DW-W: Nothing in the IPCC report is news … not to the scientific community or to climate activists or even to anyone who’s been a close reader of new research about warming over the last few years. That is what the IPCC does: It does not introduce new findings or even new perspectives, but rather corrals the messy mass of existing, pedigreed scientific research into consensus assessments designed to deliver to the policymakers of the world an absolutely unquestionable account of the state of knowledge.
CTC: That’s helpful to those of us in the trenches. It aids us in seeing why the release of old news — include the lede that limiting the earth’s average temperature rise to 1.5°C is pretty much off the table — was served up by important media as news, period.

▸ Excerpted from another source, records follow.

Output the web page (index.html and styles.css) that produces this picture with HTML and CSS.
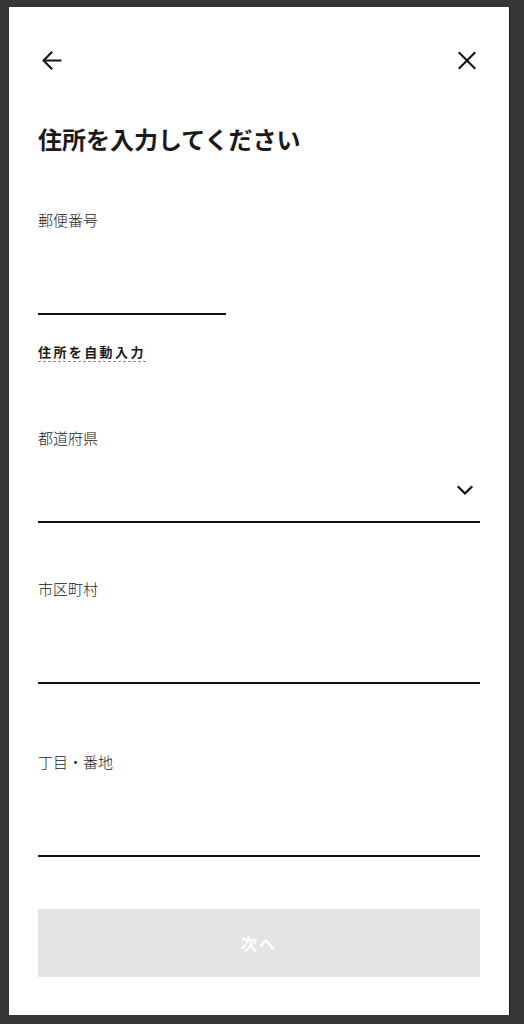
FILE: index.html
```html
<!DOCTYPE html>
<html lang="ja">
<head>
<meta charset="utf-8">
<title>住所を入力してください</title>
<link rel="stylesheet" href="styles.css">
</head>
<body>
<div class="modal">
  <div class="header">
    <button class="icon-btn" aria-label="戻る">
      <svg width="24" height="24" viewBox="0 0 24 24" fill="none" stroke="#111" stroke-width="2" stroke-linecap="square" stroke-linejoin="miter">
        <path d="M6 12.5 H22.5"/>
        <path d="M13.5 4.5 L5.5 12.5 L13.5 20.5"/>
      </svg>
    </button>
    <button class="icon-btn" aria-label="閉じる">
      <svg width="24" height="24" viewBox="0 0 24 24" fill="none" stroke="#111" stroke-width="2" stroke-linecap="square">
        <path d="M3.5 5 L18.5 20"/>
        <path d="M18.5 5 L3.5 20"/>
      </svg>
    </button>
  </div>

  <h1 class="title">住所を入力してください</h1>

  <div class="field field-postal">
    <div class="label">郵便番号</div>
    <div class="input input-short"></div>
  </div>
  <div class="auto-row"><span class="auto-link">住所を自動入力</span></div>

  <div class="field field-pref">
    <div class="label">都道府県</div>
    <div class="input select">
      <svg class="chev" width="18" height="11" viewBox="0 0 18 11" fill="none" stroke="#111" stroke-width="2.2" stroke-linecap="square">
        <path d="M2.5 2 L9 8.5 L15.5 2"/>
      </svg>
    </div>
  </div>

  <div class="field field-city">
    <div class="label">市区町村</div>
    <div class="input"></div>
  </div>

  <div class="field field-street">
    <div class="label">丁目・番地</div>
    <div class="input"></div>
  </div>

  <button class="next-btn">次へ</button>
</div>
</body>
</html>
```

FILE: styles.css
```css
* { box-sizing: border-box; }
html, body { margin: 0; padding: 0; }
body {
  background: #363636;
  height: 1024px;
  overflow: hidden;
  font-family: "Noto Sans CJK JP", "Noto Sans", sans-serif;
  color: #1a1a1a;
}
.modal {
  margin: 7px 15px 0 9px;
  width: 500px;
  height: 1008px;
  background: #fff;
  padding: 0 29px;
  box-shadow: 1px 0 0 #1c1c1c;
}
.header {
  display: flex;
  justify-content: space-between;
  align-items: center;
  padding-top: 41px;
  height: 65px;
}
.icon-btn {
  background: none;
  border: 0;
  padding: 0;
  width: 24px;
  height: 24px;
  display: block;
}
.icon-btn svg { display: block; }
.title {
  margin: 50px 0 0;
  font-size: 24px;
  font-weight: 700;
  line-height: 34px;
  letter-spacing: 0;
  color: #1a1a1a;
}
.label {
  font-size: 15px;
  font-weight: 300;
  line-height: 22px;
  color: #222;
  letter-spacing: 0;
}
.input {
  height: 84px;
  border-bottom: 2px solid #111;
}
.input-short { width: 188px; }
.field-postal { margin-top: 53px; }
.auto-row { margin-top: 27px; line-height: 0; }
.auto-link {
  display: inline-block;
  font-size: 13px;
  font-weight: 700;
  line-height: 19px;
  letter-spacing: 2.4px;
  color: #1a1a1a;
  border-bottom: 1px dashed #8a8a8a;
}
.field-pref { margin-top: 65px; }
.select {
  height: 74px;
  display: flex;
  justify-content: flex-end;
  align-items: flex-end;
  padding: 0 6px 25px 0;
}
.chev { display: block; }
.field-city { margin-top: 55px; }
.field-street { margin-top: 67px; }
.next-btn {
  display: block;
  margin-top: 52px;
  width: 442px;
  height: 68px;
  border: 0;
  background: #e4e4e4;
  color: #fff;
  font-family: "Noto Sans CJK JP", "Noto Sans", sans-serif;
  font-size: 16px;
  font-weight: 700;
  letter-spacing: 2px;
  padding: 0;
}
```
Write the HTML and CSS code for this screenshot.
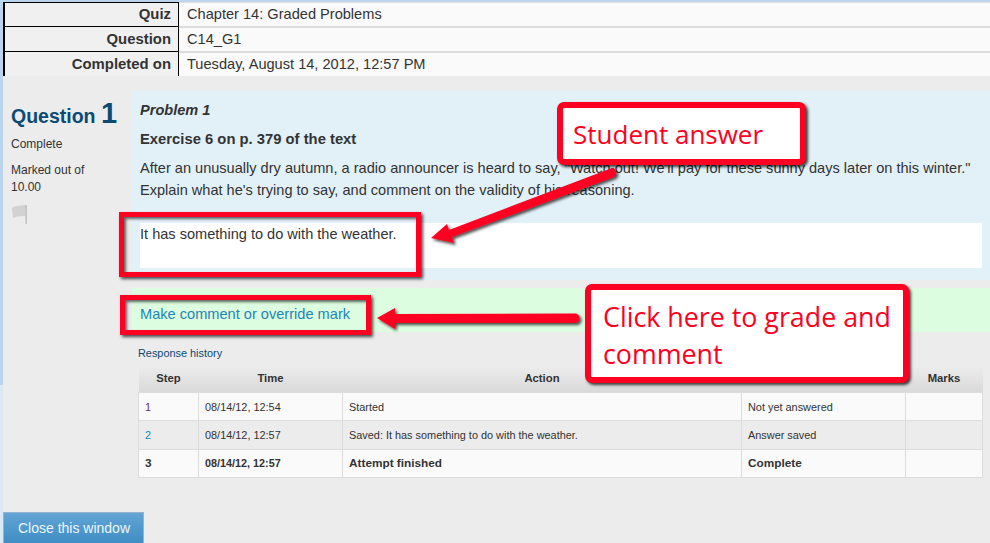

DW-W: The IPCC has also, thankfully, offered a practical suggestion, proposing the imposition of a carbon tax many, many times higher than those currently in use or being considered — they propose raising the cost of a ton of carbon possibly as high $5,000 by 2030, a price they suggest may have to grow to $27,000 per ton by 2100. Today, the average price of carbon across 42 major economies is just $8 per ton. The new Nobel laureate in economics, William Nordhaus, made his name by almost inventing the economic study of climate change, and his preferred carbon tax is $40 per ton — which would probably land us at about 3.5 degrees of warming. He considers that grotesque level “optimal.”
CTC: Yesterday we posted the comment by our colleague Thomas Sterner, declaring that Nordhaus’s “choice to label the 3.5°C [temperature rise] as optimal is … unfortunate.” Today we would rather dwell on the brighter side, that the IPCC for the first time called not just for a carbon price but for a high one, as we reported on Monday.
DW-W: A carbon tax is only a spark to action, not action itself.
CTC: Yes … and no. No, because a robust carbon tax will be far more than a mere spark — it will stimulate enormous changes in behavior, investment, decision-making and innovation, all of it toward vastly lessened use of carbon fuels. Yes, because the tax itself doesn’t reduce emissions, rather it instills incentives that will provoke the reductions.